* _WHAT YOU WILL DO_: Quote the listing below in its entirety, omitting every image.

* _SUPPLIED INFORMATION_:

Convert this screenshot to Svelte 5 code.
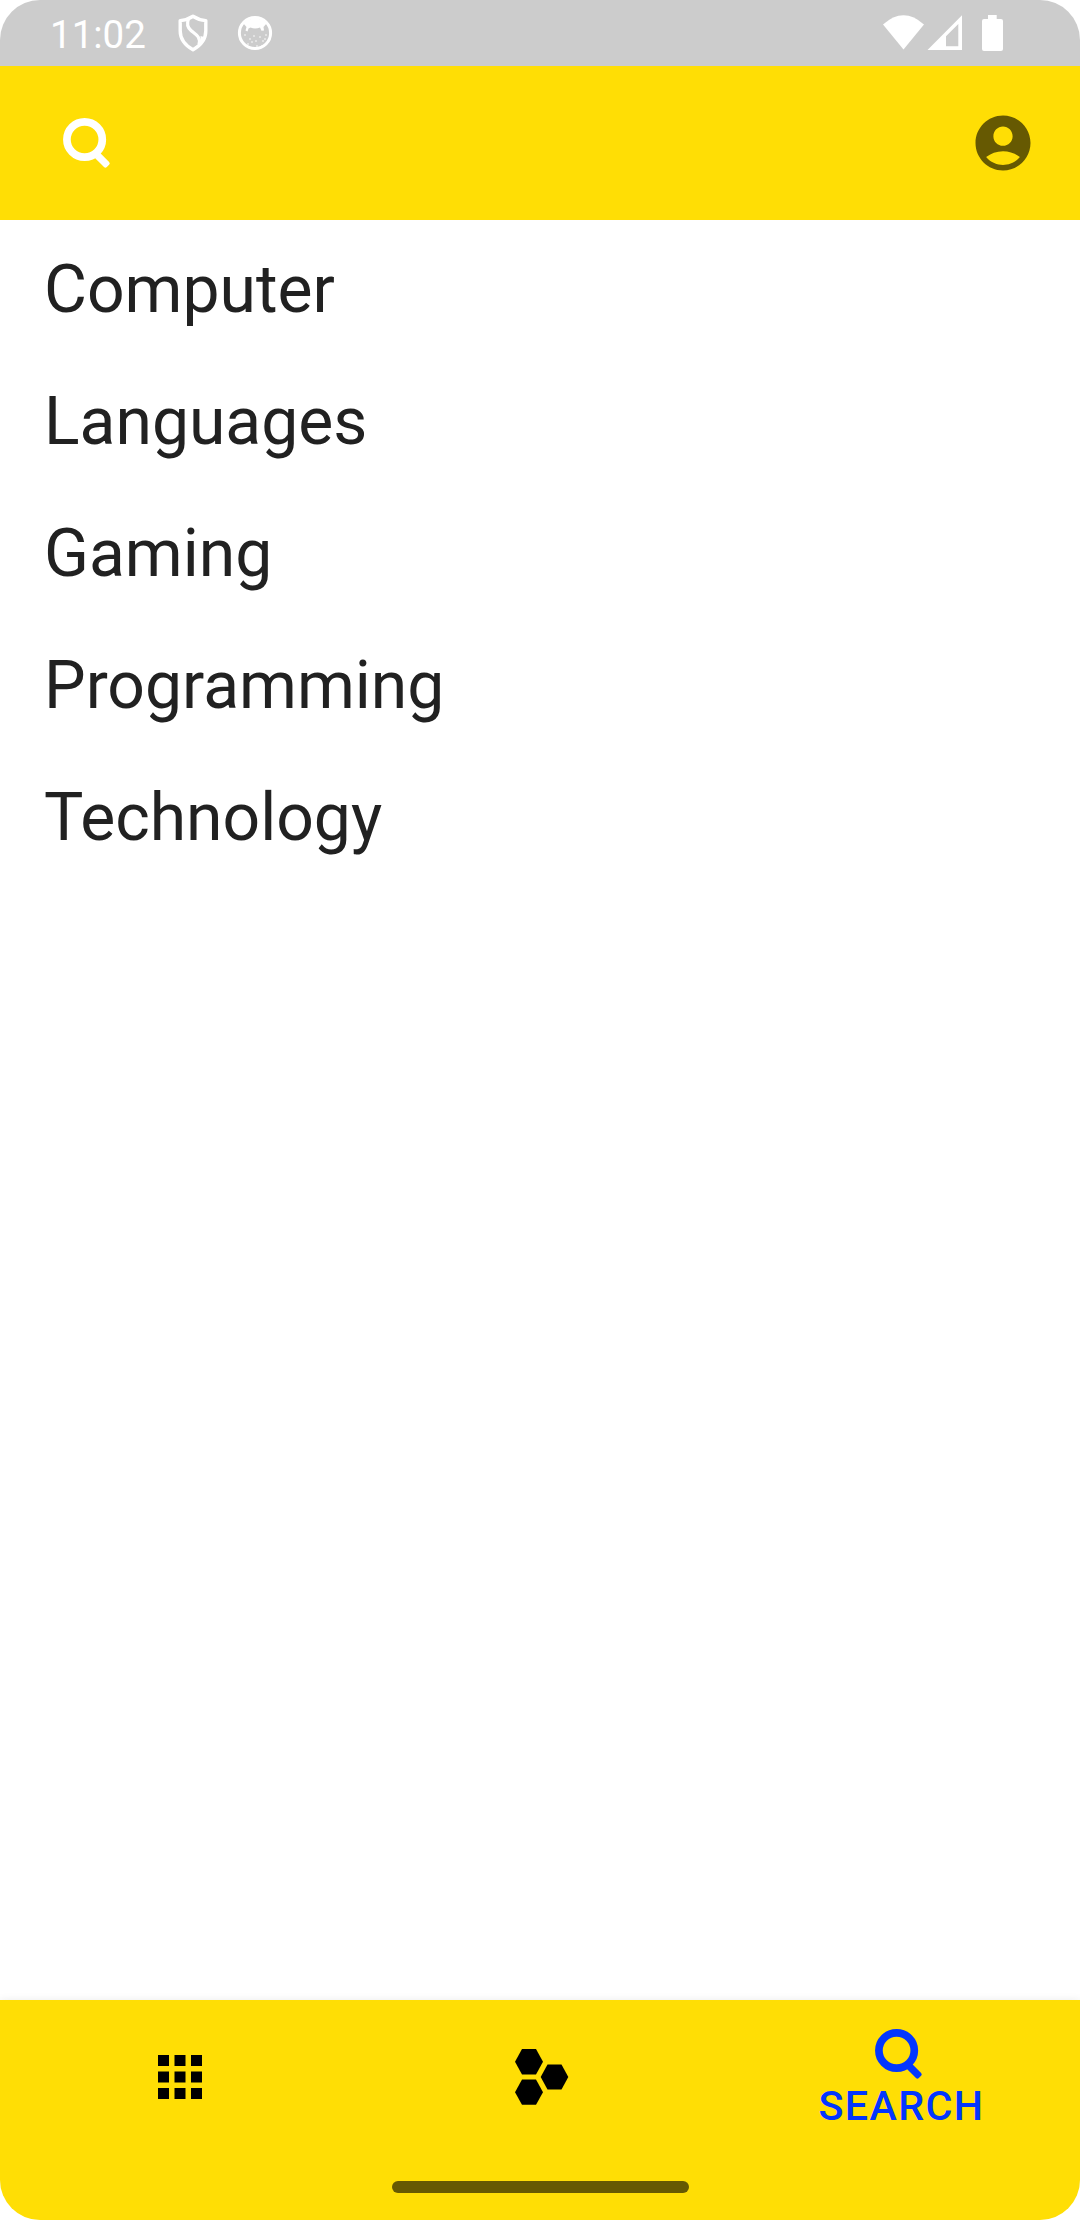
<script>
  const topics = ['Computer', 'Languages', 'Gaming', 'Programming', 'Technology'];
  const cells = [0, 16.5, 33];
  const craters = [
    [8, 20], [13, 24], [11, 29], [17, 21], [19, 26], [23, 22], [26, 26], [29, 20],
    [20, 31], [25, 31], [15, 27], [28, 24]
  ];
</script>

{#snippet magnifier()}
  <svg class="magnifier" width="66" height="66" viewBox="0 0 66 66">
    <circle cx="29.6" cy="29.5" r="17.7" fill="none" stroke="currentColor" stroke-width="7.7" />
    <path
      d="M45.2 43 L54.1 51.9 Q55.5 53.3 54.1 54.7 L51.8 57 Q50.4 58.4 49 57 L40.2 48.2 Z"
      fill="currentColor"
    />
  </svg>
{/snippet}

<div class="screen">
  <header class="status">
    <span class="time">11:02</span>
    <svg class="shield" width="32" height="40" viewBox="0 0 32 40" fill="none" stroke="#fff" stroke-linejoin="round">
      <path d="M16 3.2 C12 5.8 7.5 7.2 3.2 7.6 V18 C3.2 26 8.5 32.5 16 36.8 C23.5 32.5 28.8 26 28.8 18 V7.6 C24.5 7.2 20 5.8 16 3.2 Z" stroke-width="3.4" />
      <path d="M11.5 6 C9.5 11 10.5 14.5 14 17.5 C19 21.5 24 24 22 31.5" stroke-width="3.2" />
      <path d="M18 34 C22 31 24 28 23.5 23 L27 24 C25 29 22 33 18 35 Z" fill="#fff" stroke="none" />
    </svg>
    <svg class="cookie" width="36" height="36" viewBox="0 0 36 36" fill="#fff">
      <circle cx="18" cy="18" r="15.6" fill="none" stroke="#fff" stroke-width="3" />
      <path d="M6 8 Q18 -1 30 8 L26.5 12 L27 15.5 L24.5 15.8 L23 12.5 Q18 14.5 13.5 12.5 L11.5 13.5 L10.5 16.5 L8.5 15.5 L9.5 12 Z" />
      {#each craters as [x, y]}
        <circle cx={x} cy={y} r="0.8" />
      {/each}
    </svg>
    <svg class="signals" width="122" height="38" viewBox="883 14 122 38" fill="#fff">
      <path d="M883 24.5 Q903.5 6 924 24.5 L903.5 49.5 Z" />
      <path fill-rule="evenodd" d="M927.5 50 L962 15.2 V50 Z M946 36.2 V46.2 H958.3 V24 Z" />
      <path d="M988 15 H996.7 V19 H1001 Q1003 19 1003 21 V48.9 Q1003 50.9 1001 50.9 H984 Q982 50.9 982 48.9 V21 Q982 19 984 19 H988 Z" />
    </svg>
  </header>

  <div class="appbar">
    {@render magnifier()}
    <svg width="66" height="66" viewBox="0 0 24 24" fill="#665902">
      <path
        d="M12 2C6.48 2 2 6.48 2 12s4.48 10 10 10 10-4.48 10-10S17.52 2 12 2zM12 6c1.93 0 3.5 1.57 3.5 3.5S13.93 13 12 13s-3.5-1.57-3.5-3.5S10.07 6 12 6zM12 20c-2.03 0-4.43-.82-6.14-2.88C7.55 15.8 9.68 15 12 15s4.45.8 6.14 2.12C16.43 19.18 14.03 20 12 20z"
      />
    </svg>
  </div>

  <ul class="topics">
    {#each topics as topic}
      <li>{topic}</li>
    {/each}
  </ul>

  <footer class="bottom">
    <nav>
      <div class="tab">
        <svg width="44" height="44" viewBox="0 0 44 44">
          {#each cells as y}
            {#each cells as x}
              <rect {x} {y} width="11" height="11" />
            {/each}
          {/each}
        </svg>
      </div>
      <div class="tab">
        <svg width="66" height="66" viewBox="507 2044 66 66">
          <path d="M515 2061.7 L522 2049.1 H536 L543 2061.7 L536 2074.4 H522 Z" />
          <path d="M515 2092.2 L522 2079.5 H536 L543 2092.2 L536 2104.8 H522 Z" />
          <path d="M540.7 2077 L547.5 2064.5 H561.5 L568.3 2077 L561.5 2089.6 H547.5 Z" />
        </svg>
      </div>
      <div class="tab active">
        {@render magnifier()}
        <span>SEARCH</span>
      </div>
    </nav>
    <div class="handle"></div>
  </footer>
</div>

<style>
  :global(body) {
    margin: 0;
    background: #fff;
  }
  .screen {
    width: 1080px;
    height: 2220px;
    display: flex;
    flex-direction: column;
    overflow: hidden;
    border-radius: 40px;
    background: #fff;
    font-family: Roboto, sans-serif;
  }
  svg {
    display: block;
    flex: none;
  }
  .status {
    height: 66px;
    flex: none;
    box-sizing: border-box;
    display: flex;
    align-items: center;
    padding: 0 75px 0 50px;
    background: #ccc;
    color: #fff;
  }
  .time {
    width: 127px;
    font-size: 38.5px;
    line-height: 46px;
    padding-top: 3px;
  }
  .cookie {
    margin-left: 27.5px;
  }
  .signals {
    margin-left: auto;
  }
  .appbar {
    height: 154px;
    flex: none;
    box-sizing: border-box;
    display: flex;
    align-items: center;
    justify-content: space-between;
    padding: 0 44px 0 55px;
    background: #ffde05;
    color: #fff;
  }
  .topics {
    flex: 1;
    margin: 0;
    padding: 4px 44px 0;
    list-style: none;
  }
  .topics li {
    height: 132px;
    line-height: 132px;
    font-size: 66px;
    color: #212121;
  }
  .bottom {
    height: 220px;
    flex: none;
    display: flex;
    flex-direction: column;
    align-items: center;
    background: #ffde05;
    box-shadow: 0 0 8px rgba(0, 0, 0, 0.08);
  }
  nav {
    width: 100%;
    height: 154px;
    display: grid;
    grid-template-columns: repeat(3, 1fr);
  }
  .tab {
    display: flex;
    flex-direction: column;
    align-items: center;
    justify-content: center;
  }
  .active {
    justify-content: flex-start;
    padding-top: 21px;
    color: #0336ff;
  }
  .active span {
    font-size: 41.25px;
    font-weight: 500;
    line-height: 48px;
    letter-spacing: 1.37px;
    margin-top: -5px;
    padding-left: 3px;
  }
  .handle {
    width: 297px;
    height: 11.5px;
    margin-top: 27px;
    border-radius: 6px;
    background: #665902;
  }
</style>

* _CORRECT OUTPUT_:
Convert this screenshot to Svelte 5 code.
<script>
  const topics = ['Computer', 'Languages', 'Gaming', 'Programming', 'Technology'];
  const cells = [0, 16.5, 33];
  const craters = [
    [8, 20], [13, 24], [11, 29], [17, 21], [19, 26], [23, 22], [26, 26], [29, 20],
    [20, 31], [25, 31], [15, 27], [28, 24]
  ];
</script>

{#snippet magnifier()}
  <svg class="magnifier" width="66" height="66" viewBox="0 0 66 66">
    <circle cx="29.6" cy="29.5" r="17.7" fill="none" stroke="currentColor" stroke-width="7.7" />
    <path
      d="M45.2 43 L54.1 51.9 Q55.5 53.3 54.1 54.7 L51.8 57 Q50.4 58.4 49 57 L40.2 48.2 Z"
      fill="currentColor"
    />
  </svg>
{/snippet}

<div class="screen">
  <header class="status">
    <span class="time">11:02</span>
    <svg class="shield" width="32" height="40" viewBox="0 0 32 40" fill="none" stroke="#fff" stroke-linejoin="round">
      <path d="M16 3.2 C12 5.8 7.5 7.2 3.2 7.6 V18 C3.2 26 8.5 32.5 16 36.8 C23.5 32.5 28.8 26 28.8 18 V7.6 C24.5 7.2 20 5.8 16 3.2 Z" stroke-width="3.4" />
      <path d="M11.5 6 C9.5 11 10.5 14.5 14 17.5 C19 21.5 24 24 22 31.5" stroke-width="3.2" />
      <path d="M18 34 C22 31 24 28 23.5 23 L27 24 C25 29 22 33 18 35 Z" fill="#fff" stroke="none" />
    </svg>
    <svg class="cookie" width="36" height="36" viewBox="0 0 36 36" fill="#fff">
      <circle cx="18" cy="18" r="15.6" fill="none" stroke="#fff" stroke-width="3" />
      <path d="M6 8 Q18 -1 30 8 L26.5 12 L27 15.5 L24.5 15.8 L23 12.5 Q18 14.5 13.5 12.5 L11.5 13.5 L10.5 16.5 L8.5 15.5 L9.5 12 Z" />
      {#each craters as [x, y]}
        <circle cx={x} cy={y} r="0.8" />
      {/each}
    </svg>
    <svg class="signals" width="122" height="38" viewBox="883 14 122 38" fill="#fff">
      <path d="M883 24.5 Q903.5 6 924 24.5 L903.5 49.5 Z" />
      <path fill-rule="evenodd" d="M927.5 50 L962 15.2 V50 Z M946 36.2 V46.2 H958.3 V24 Z" />
      <path d="M988 15 H996.7 V19 H1001 Q1003 19 1003 21 V48.9 Q1003 50.9 1001 50.9 H984 Q982 50.9 982 48.9 V21 Q982 19 984 19 H988 Z" />
    </svg>
  </header>

  <div class="appbar">
    {@render magnifier()}
    <svg width="66" height="66" viewBox="0 0 24 24" fill="#665902">
      <path
        d="M12 2C6.48 2 2 6.48 2 12s4.48 10 10 10 10-4.48 10-10S17.52 2 12 2zM12 6c1.93 0 3.5 1.57 3.5 3.5S13.93 13 12 13s-3.5-1.57-3.5-3.5S10.07 6 12 6zM12 20c-2.03 0-4.43-.82-6.14-2.88C7.55 15.8 9.68 15 12 15s4.45.8 6.14 2.12C16.43 19.18 14.03 20 12 20z"
      />
    </svg>
  </div>

  <ul class="topics">
    {#each topics as topic}
      <li>{topic}</li>
    {/each}
  </ul>

  <footer class="bottom">
    <nav>
      <div class="tab">
        <svg width="44" height="44" viewBox="0 0 44 44">
          {#each cells as y}
            {#each cells as x}
              <rect {x} {y} width="11" height="11" />
            {/each}
          {/each}
        </svg>
      </div>
      <div class="tab">
        <svg width="66" height="66" viewBox="507 2044 66 66">
          <path d="M515 2061.7 L522 2049.1 H536 L543 2061.7 L536 2074.4 H522 Z" />
          <path d="M515 2092.2 L522 2079.5 H536 L543 2092.2 L536 2104.8 H522 Z" />
          <path d="M540.7 2077 L547.5 2064.5 H561.5 L568.3 2077 L561.5 2089.6 H547.5 Z" />
        </svg>
      </div>
      <div class="tab active">
        {@render magnifier()}
        <span>SEARCH</span>
      </div>
    </nav>
    <div class="handle"></div>
  </footer>
</div>

<style>
  :global(body) {
    margin: 0;
    background: #fff;
  }
  .screen {
    width: 1080px;
    height: 2220px;
    display: flex;
    flex-direction: column;
    overflow: hidden;
    border-radius: 40px;
    background: #fff;
    font-family: Roboto, sans-serif;
  }
  svg {
    display: block;
    flex: none;
  }
  .status {
    height: 66px;
    flex: none;
    box-sizing: border-box;
    display: flex;
    align-items: center;
    padding: 0 75px 0 50px;
    background: #ccc;
    color: #fff;
  }
  .time {
    width: 127px;
    font-size: 38.5px;
    line-height: 46px;
    padding-top: 3px;
  }
  .cookie {
    margin-left: 27.5px;
  }
  .signals {
    margin-left: auto;
  }
  .appbar {
    height: 154px;
    flex: none;
    box-sizing: border-box;
    display: flex;
    align-items: center;
    justify-content: space-between;
    padding: 0 44px 0 55px;
    background: #ffde05;
    color: #fff;
  }
  .topics {
    flex: 1;
    margin: 0;
    padding: 4px 44px 0;
    list-style: none;
  }
  .topics li {
    height: 132px;
    line-height: 132px;
    font-size: 66px;
    color: #212121;
  }
  .bottom {
    height: 220px;
    flex: none;
    display: flex;
    flex-direction: column;
    align-items: center;
    background: #ffde05;
    box-shadow: 0 0 8px rgba(0, 0, 0, 0.08);
  }
  nav {
    width: 100%;
    height: 154px;
    display: grid;
    grid-template-columns: repeat(3, 1fr);
  }
  .tab {
    display: flex;
    flex-direction: column;
    align-items: center;
    justify-content: center;
  }
  .active {
    justify-content: flex-start;
    padding-top: 21px;
    color: #0336ff;
  }
  .active span {
    font-size: 41.25px;
    font-weight: 500;
    line-height: 48px;
    letter-spacing: 1.37px;
    margin-top: -5px;
    padding-left: 3px;
  }
  .handle {
    width: 297px;
    height: 11.5px;
    margin-top: 27px;
    border-radius: 6px;
    background: #665902;
  }
</style>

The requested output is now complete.